OBJECTIVE - Output exactly the lines from the line containing "Rebuild this screenshot" through the line containing "const [delay, setDelay] = useState(0);", inclusive, and omit any pictures.

TASK MATERIAL -
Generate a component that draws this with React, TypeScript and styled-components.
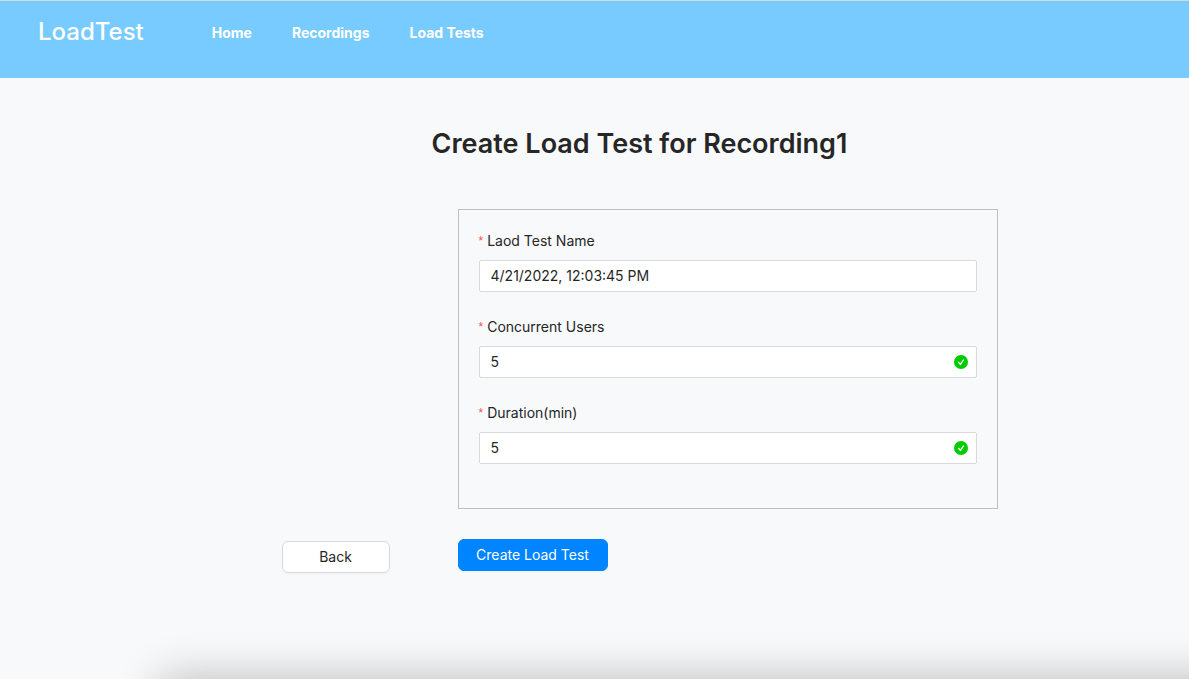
--
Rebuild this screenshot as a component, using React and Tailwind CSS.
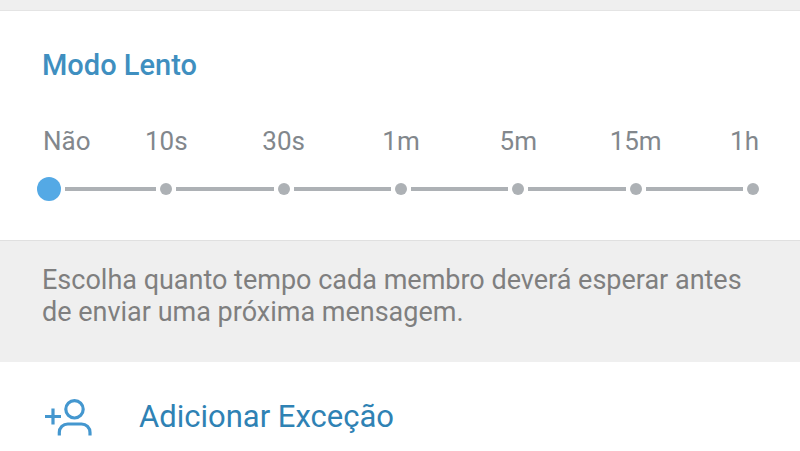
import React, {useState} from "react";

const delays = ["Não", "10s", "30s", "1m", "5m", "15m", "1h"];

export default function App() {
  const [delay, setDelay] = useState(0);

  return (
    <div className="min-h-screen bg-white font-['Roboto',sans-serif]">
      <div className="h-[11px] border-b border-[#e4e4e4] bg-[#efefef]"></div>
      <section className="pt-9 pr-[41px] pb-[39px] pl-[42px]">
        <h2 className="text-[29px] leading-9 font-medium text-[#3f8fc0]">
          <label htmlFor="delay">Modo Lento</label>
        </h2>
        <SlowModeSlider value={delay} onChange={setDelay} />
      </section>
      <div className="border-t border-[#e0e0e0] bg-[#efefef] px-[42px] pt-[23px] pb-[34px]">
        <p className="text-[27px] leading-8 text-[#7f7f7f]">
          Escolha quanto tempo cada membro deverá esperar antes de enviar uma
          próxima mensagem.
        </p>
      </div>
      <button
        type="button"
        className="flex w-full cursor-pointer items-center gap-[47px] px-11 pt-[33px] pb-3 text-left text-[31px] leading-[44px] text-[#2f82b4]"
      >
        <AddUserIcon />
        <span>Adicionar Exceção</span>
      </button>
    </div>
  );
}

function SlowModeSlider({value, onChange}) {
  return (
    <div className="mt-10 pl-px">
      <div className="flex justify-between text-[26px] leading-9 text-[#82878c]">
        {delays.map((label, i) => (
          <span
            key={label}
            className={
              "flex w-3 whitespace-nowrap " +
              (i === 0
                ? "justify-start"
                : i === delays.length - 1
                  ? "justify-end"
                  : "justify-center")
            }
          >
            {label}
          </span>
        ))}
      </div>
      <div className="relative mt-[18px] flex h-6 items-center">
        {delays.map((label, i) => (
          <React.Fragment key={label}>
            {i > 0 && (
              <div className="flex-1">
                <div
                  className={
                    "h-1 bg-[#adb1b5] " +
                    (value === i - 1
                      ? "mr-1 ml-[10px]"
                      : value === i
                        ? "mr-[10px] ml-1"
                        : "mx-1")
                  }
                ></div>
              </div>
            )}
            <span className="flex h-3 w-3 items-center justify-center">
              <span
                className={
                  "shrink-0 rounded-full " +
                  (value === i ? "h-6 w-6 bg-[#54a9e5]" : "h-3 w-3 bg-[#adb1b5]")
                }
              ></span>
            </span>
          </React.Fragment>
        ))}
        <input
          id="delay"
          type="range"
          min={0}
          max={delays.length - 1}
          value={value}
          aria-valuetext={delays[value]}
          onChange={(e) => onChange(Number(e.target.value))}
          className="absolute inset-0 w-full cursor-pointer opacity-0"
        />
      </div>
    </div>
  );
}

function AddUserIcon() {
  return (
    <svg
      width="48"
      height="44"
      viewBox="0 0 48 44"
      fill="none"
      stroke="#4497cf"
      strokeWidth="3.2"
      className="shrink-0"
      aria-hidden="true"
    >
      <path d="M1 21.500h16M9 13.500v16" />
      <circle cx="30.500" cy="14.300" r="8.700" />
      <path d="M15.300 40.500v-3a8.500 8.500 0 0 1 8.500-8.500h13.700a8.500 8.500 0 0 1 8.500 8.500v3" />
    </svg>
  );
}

SOLVED EXERCISE -
Rebuild this screenshot as a component, using React and Tailwind CSS.
import React, {useState} from "react";

const delays = ["Não", "10s", "30s", "1m", "5m", "15m", "1h"];

export default function App() {
  const [delay, setDelay] = useState(0);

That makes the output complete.